REPUBLIKA.CO.ID, JAKARTA -- Panitia Khusus (Pansus) revisi Undang-Undang Otonomi Khusus (Otsus) Papua DPR bersama pemerintah melakukan perubahan terhadap 19 pasal di UU Nomor 21 Tahun 2001 tentang Otsus bagi Provinsi Papua. Majelis Rakyat Papua (MRP) mempertanyakan adanya perubahan terhadap 19 pasal tersebut.

"Justru dengan ditambahnya pasal yang jumlahnya banyak ini menjadi pertanyaan besar oleh rakyat terutama MRP dan DPRP, karena 19 pasal yang jumlahnya banyak ini Indikatornya apa? terus atas usul siapa?" kata Ketua MRP Timotius Murib kepada Republika, Rabu (14/7).

Baca Juga

Awalnya, Timotius menjelaskan, pemerintah hanya akan merevisi dua pasal, yaitu pasal 34 dan pasal 76. Namun seiring proses pembahasan, pasal yang diubah bertambah menjadi 19 pasal.  

Timotius menganggap adanya penambahan pasal yang diubah dari dua pasal menjadi 19 pasal justru konyol. "Hanya dua pasal saja sudah kami ragu dan dua pasal itu saja ditanyakan oleh rakyat Papua melalui MRP dan MRPB, sekarang pasal itu menambah menjadi 19 pasal, wah itu lebih konyol, lebih konyol," ujarnya.

Timotius menuturkan, alangkah eloknya perubahan itu dilakukan atas usul masyarakat sehingga UU Otsus Papua yang disahkan nantinya sesuai dengan perasaan masyarakat Papua. Sementara yang terjadi saat ini pasal-pasal yang diubah justru hanya sesuai dengan apa yang diinginkan pemerintah pusat dan DPR. 
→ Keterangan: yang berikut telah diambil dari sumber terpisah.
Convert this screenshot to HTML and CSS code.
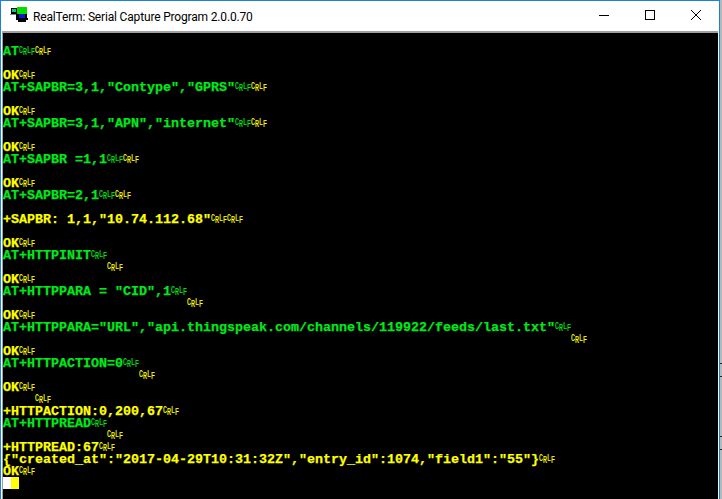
FILE: index.html
```html
<!DOCTYPE html>
<html lang="en">
<head>
<meta charset="utf-8">
<title>RealTerm: Serial Capture Program 2.0.0.70</title>
<link rel="stylesheet" href="styles.css">
</head>
<body>
<div class="window">
  <header class="titlebar">
    <svg class="app-icon" width="20" height="16" viewBox="0 0 20 16">
      <rect x="2" y="1" width="7" height="6" fill="#000"/>
      <rect x="3" y="2" width="4" height="3" fill="#00c890"/>
      <rect x="1" y="7" width="7" height="1" fill="#888"/>
      <rect x="8" y="0" width="10" height="7" fill="#00e000"/>
      <rect x="7" y="7" width="11" height="6" fill="#000"/>
      <rect x="10" y="7" width="6" height="5" fill="#0020d0"/>
      <rect x="7" y="11" width="12" height="2" fill="#000"/>
      <rect x="9" y="13" width="8" height="2" fill="#000"/>
    </svg>
    <span class="title">RealTerm: Serial Capture Program 2.0.0.70</span>
    <div class="controls">
      <span class="ctl"><svg width="10" height="10" viewBox="0 0 10 10"><path d="M0 5.5h10" stroke="#000"/></svg></span>
      <span class="ctl"><svg width="10" height="10" viewBox="0 0 10 10"><rect x=".5" y=".5" width="9" height="9" fill="none" stroke="#000"/></svg></span>
      <span class="ctl"><svg width="10" height="10" viewBox="0 0 10 10"><path d="M0 0l10 10M10 0L0 10" stroke="#000" fill="none"/></svg></span>
    </div>
  </header>
  <main class="term">
    <div class="row"></div>
    <div class="row g">AT<b class="k">C<i>R</i></b><b class="k">L<i>F</i></b><b class="k y">C<i>R</i></b><b class="k y">L<i>F</i></b></div>
    <div class="row"></div>
    <div class="row y">OK<b class="k">C<i>R</i></b><b class="k">L<i>F</i></b></div>
    <div class="row g">AT+SAPBR=3,1,"Contype","GPRS"<b class="k">C<i>R</i></b><b class="k">L<i>F</i></b><b class="k y">C<i>R</i></b><b class="k y">L<i>F</i></b></div>
    <div class="row"></div>
    <div class="row y">OK<b class="k">C<i>R</i></b><b class="k">L<i>F</i></b></div>
    <div class="row g">AT+SAPBR=3,1,"APN","internet"<b class="k">C<i>R</i></b><b class="k">L<i>F</i></b><b class="k y">C<i>R</i></b><b class="k y">L<i>F</i></b></div>
    <div class="row"></div>
    <div class="row y">OK<b class="k">C<i>R</i></b><b class="k">L<i>F</i></b></div>
    <div class="row g">AT+SAPBR =1,1<b class="k">C<i>R</i></b><b class="k">L<i>F</i></b><b class="k y">C<i>R</i></b><b class="k y">L<i>F</i></b></div>
    <div class="row"></div>
    <div class="row y">OK<b class="k">C<i>R</i></b><b class="k">L<i>F</i></b></div>
    <div class="row g">AT+SAPBR=2,1<b class="k">C<i>R</i></b><b class="k">L<i>F</i></b><b class="k y">C<i>R</i></b><b class="k y">L<i>F</i></b></div>
    <div class="row"></div>
    <div class="row y">+SAPBR: 1,1,"10.74.112.68"<b class="k">C<i>R</i></b><b class="k">L<i>F</i></b><b class="k">C<i>R</i></b><b class="k">L<i>F</i></b></div>
    <div class="row"></div>
    <div class="row y">OK<b class="k">C<i>R</i></b><b class="k">L<i>F</i></b></div>
    <div class="row g">AT+HTTPINIT<b class="k">C<i>R</i></b><b class="k">L<i>F</i></b></div>
    <div class="row y pad-13"><b class="k">C<i>R</i></b><b class="k">L<i>F</i></b></div>
    <div class="row y">OK<b class="k">C<i>R</i></b><b class="k">L<i>F</i></b></div>
    <div class="row g">AT+HTTPPARA = "CID",1<b class="k">C<i>R</i></b><b class="k">L<i>F</i></b></div>
    <div class="row y pad-23"><b class="k">C<i>R</i></b><b class="k">L<i>F</i></b></div>
    <div class="row y">OK<b class="k">C<i>R</i></b><b class="k">L<i>F</i></b></div>
    <div class="row g">AT+HTTPPARA="URL","api.thingspeak.com/channels/119922/feeds/last.txt"<b class="k">C<i>R</i></b><b class="k">L<i>F</i></b></div>
    <div class="row y pad-71"><b class="k">C<i>R</i></b><b class="k">L<i>F</i></b></div>
    <div class="row y">OK<b class="k">C<i>R</i></b><b class="k">L<i>F</i></b></div>
    <div class="row g">AT+HTTPACTION=0<b class="k">C<i>R</i></b><b class="k">L<i>F</i></b></div>
    <div class="row y pad-17"><b class="k">C<i>R</i></b><b class="k">L<i>F</i></b></div>
    <div class="row y">OK<b class="k">C<i>R</i></b><b class="k">L<i>F</i></b></div>
    <div class="row y pad-4"><b class="k">C<i>R</i></b><b class="k">L<i>F</i></b></div>
    <div class="row y">+HTTPACTION:0,200,67<b class="k">C<i>R</i></b><b class="k">L<i>F</i></b></div>
    <div class="row g">AT+HTTPREAD<b class="k">C<i>R</i></b><b class="k">L<i>F</i></b></div>
    <div class="row y pad-13b"><b class="k">C<i>R</i></b><b class="k">L<i>F</i></b></div>
    <div class="row y">+HTTPREAD:67<b class="k">C<i>R</i></b><b class="k">L<i>F</i></b></div>
    <div class="row y">{"created_at":"2017-04-29T10:31:32Z","entry_id":1074,"field1":"55"}<b class="k">C<i>R</i></b><b class="k">L<i>F</i></b></div>
    <div class="row y">OK<b class="k">C<i>R</i></b><b class="k">L<i>F</i></b></div>
    <div class="row cursor"><span class="cur-w"></span><span class="cur-y"></span></div>
  </main>
</div>
<div class="desktop"></div>
</body>
</html>
```
FILE: styles.css
```css
* { box-sizing: border-box; }
html, body { margin: 0; height: 100%; overflow: hidden; }
body { display: flex; width: 722px; height: 499px; background: #b8b8b8; }
.window {
  width: 720px;
  height: 499px;
  display: flex;
  flex-direction: column;
  background: #fff;
  border: 1px solid #1883d7;
  border-bottom: 0;
  overflow: hidden;
}
.desktop {
  width: 2px;
  height: 499px;
  background:
    linear-gradient(#222, #222) 0 363px / 2px 1px no-repeat,
    linear-gradient(#222, #222) 0 376px / 2px 1px no-repeat,
    linear-gradient(#222, #222) 0 436px / 2px 1px no-repeat,
    linear-gradient(#222, #222) 0 449px / 2px 1px no-repeat,
    #b4b8b8;
}
.titlebar {
  height: 30px;
  flex: none;
  display: flex;
  align-items: center;
  padding-left: 8px;
  color: #000;
}
.app-icon { margin-right: 4px; margin-top: -2px; flex: none; }
.title { white-space: nowrap; font: 12px Roboto, sans-serif; letter-spacing: -0.17px; padding-top: 1px; }
.controls { margin-left: auto; display: flex; height: 100%; }
.ctl { width: 46px; display: flex; align-items: center; justify-content: center; padding-bottom: 2px; }
.term {
  flex: 1;
  min-height: 0;
  margin: 0 1px;
  background: #000;
  border-top: 2px solid #a0a0a0;
  border-left: 1px solid #a0a0a0;
  font: bold 13.34px/12px "Liberation Mono", monospace;
  -webkit-text-stroke: 0.25px currentColor;
  overflow: hidden;
}
.row { height: 12px; white-space: pre; padding-top: 1px; }
.g { color: #00e81c; }
.y { color: #ffff00; }
.k {
  display: inline-block;
  width: 12px;
  margin-right: -4px;
  height: 11px;
  vertical-align: top;
  overflow: visible;
  font: normal 10px/9px "Liberation Mono", monospace;
  -webkit-text-stroke: 0.2px currentColor;
  white-space: nowrap;
  transform: scaleX(.667);
  transform-origin: left top;
}
.k i { font-style: normal; display: inline-block; height: 9px; vertical-align: top; margin-top: 2px; }
.g .k { color: #00e81c; }
.k.y, .y .k { color: #ffff00; }
.pad-4 { padding-left: 32px; }
.pad-13 { padding-left: 104px; }
.pad-13b { padding-left: 104px; }
.pad-17 { padding-left: 136px; }
.pad-23 { padding-left: 184px; }
.pad-71 { padding-left: 568px; }
.cursor { display: flex; padding-top: 0; }
.cur-w { width: 8px; height: 12px; background: #fff; }
.cur-y { width: 8px; height: 12px; background: #ffff00; }
```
"Inilah yang dipertontonkan Pemerintah Republik Indonesia kepada dunia. Bagaimana buruknya hukum kita di Indonesia apalagi daerah khusus seperti di Papua itu tidak dilaksanakan kewenangan otonomi khusus dengan baik atau dijalankan dengan baik oleh pemerintah," ungkapnya.

Ia menyayangkan sikap DPR RI dan DPD RI yang tidak gigih dalam  memperjuangkan aspirasi rakyat Papua. Ia pun mengusulkan agar revisi UU Otsus Papua dibatalkan.

"Sebaiknya otsus tidak perlu ada, dibiarkan saja dan dibubarkan dan dikembalikan atau dibatalkan, Ditandai dengan suatu keputusan dari pemerintah pusat entah Surat Presiden kah keputusan DPR kah, untuk ini dibubarkan MRP, ditandai bahwa otsus tidak berlaku di tanah Papua," tuturnya.

"Supaya jangan kita ini saling menyalahkan dan terus-menerus berkelahi antara pemerintah daerah dan pemerintah pusat terutama kami di MRP," imbuhnya.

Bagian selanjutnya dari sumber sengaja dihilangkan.